ERA.id - Suara kuasa hukum kubu Anies-Muhaimin (AMIN), Bambang Widjojanto sempat meninggi terhadap Guru Besar Ilmu Komputer Indonesia Universitas Bina Darma, Marsudi Wahyu Kisworo dalam sidang lanjutan gugatan Perselisihan Hasil Pemilihan Umum (PHPU) Pemilihan Presiden (Pilpres) 2024 di Mahkamah Konstitusi (MK), Jakarta Pusat, Rabu (3/4/2024).
Adapun Marsudi Wahyu Kisworo merupakan ahli yang dihadirkan oleh pihak termohon, Komisi Pemilihan Umum (KPU).
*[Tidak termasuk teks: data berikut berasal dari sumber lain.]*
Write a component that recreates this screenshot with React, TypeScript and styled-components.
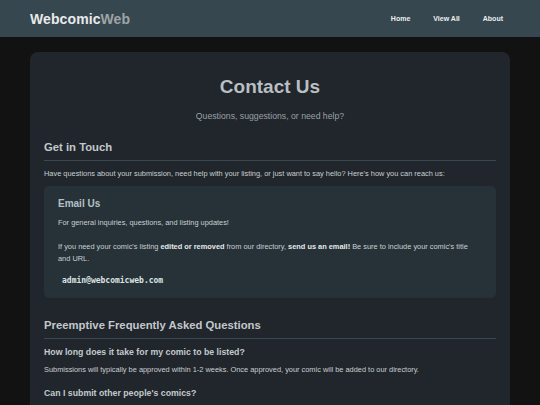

Momen itu bermula ketika Marsudi mengatakan, hasil penghitungan suara yang dipublikasi oleh Jaga Pemilu tidak jauh berbeda dengan Sirekap KPU. Padahal, dia menyebut, Jaga Pemilu melakukan validasi data terlebih dulu secara manual, sedangkan Sirekap dilakukan secara otomatis oleh sistem.
"Jaga Pemilu ini sangat akurat datanya. Kenapa? Karena selain menggunakan OCR juga divalidasi oleh manusia. Tapi ketika kita lihat hasilnya tadi, ternyata tidak jauh dengan Sirekap setelah selesai diperhitungan manual," kata Marsudi.
Merespons hal itu, Bambang meminta agar Marsudi membuka kembali slide bahan paparannya. Sebab, menurut dia, keterangan yang disampaikan ahli tidak comparable.
"Di slide nya ahli, itu tidak comparable, Sirekap KPU itu sudah 88 persen, Jaga Pemilu hanya 50 persen, bagaimana bisa ahli membandingkan itu sudah comparable? Keahlian apa yang bisa menyatakan itu? Coba dibuka," ujar Bambang.
Marsudi lantas ingin langsung menjawab pertanyaan Bambang. Namun, mantan Pimpinan KPK ini menolak dan tetap bersikukuh ingin melihat bahan paparan Marsudi.
"Saya jawab saja, saya tahu," kata Marsudi.
"No, no, kita buka dulu pak, jangan sok tahu pak! Kita buka dulu," tegas Bambang.
Wakil Ketua MK, Saldi Isra pun langsung menengahi situasi tersebut.
"Pak BW (Bambang Widjojanto) sabar, ke sini semua, silakan coba dibuka slide ahli," ujar Saldi.
Setelah slide yang diminta Bambang akhirnya ditampilkan, Marsudi menjelaskan, data dalam Jaga Pemilu memang tidak sampai 100 persen. Sebab, jika data sudah lebih dari 50 persen, maka tidak diwajibkan untuk selesai 100 persen.
"Pak BW, ini data yang saya ambil per hari ini, per hari ini kan Kawal Pemilu selesai di sana, karena mereka kan relawan semua, mereka tidak dibayar sehingga katanya tidak 100 persen," jelas Marsudi.
"Kemudian kalau data sudah lebih 50 persen tidak akan ada banyak pengaruhnya pada hasil, jadi statistik saja menunjukkan sampel dari kita cukup, kita cukup gunakan 2.200 saja erornya sudah diatas 200 persen," sambungnya.
"Jangan comparable seolah-olah sudah 100 persen ahli," kata Bambang.
"Cukup, cukup, biarkan MK yang menilai," timpal Saldi.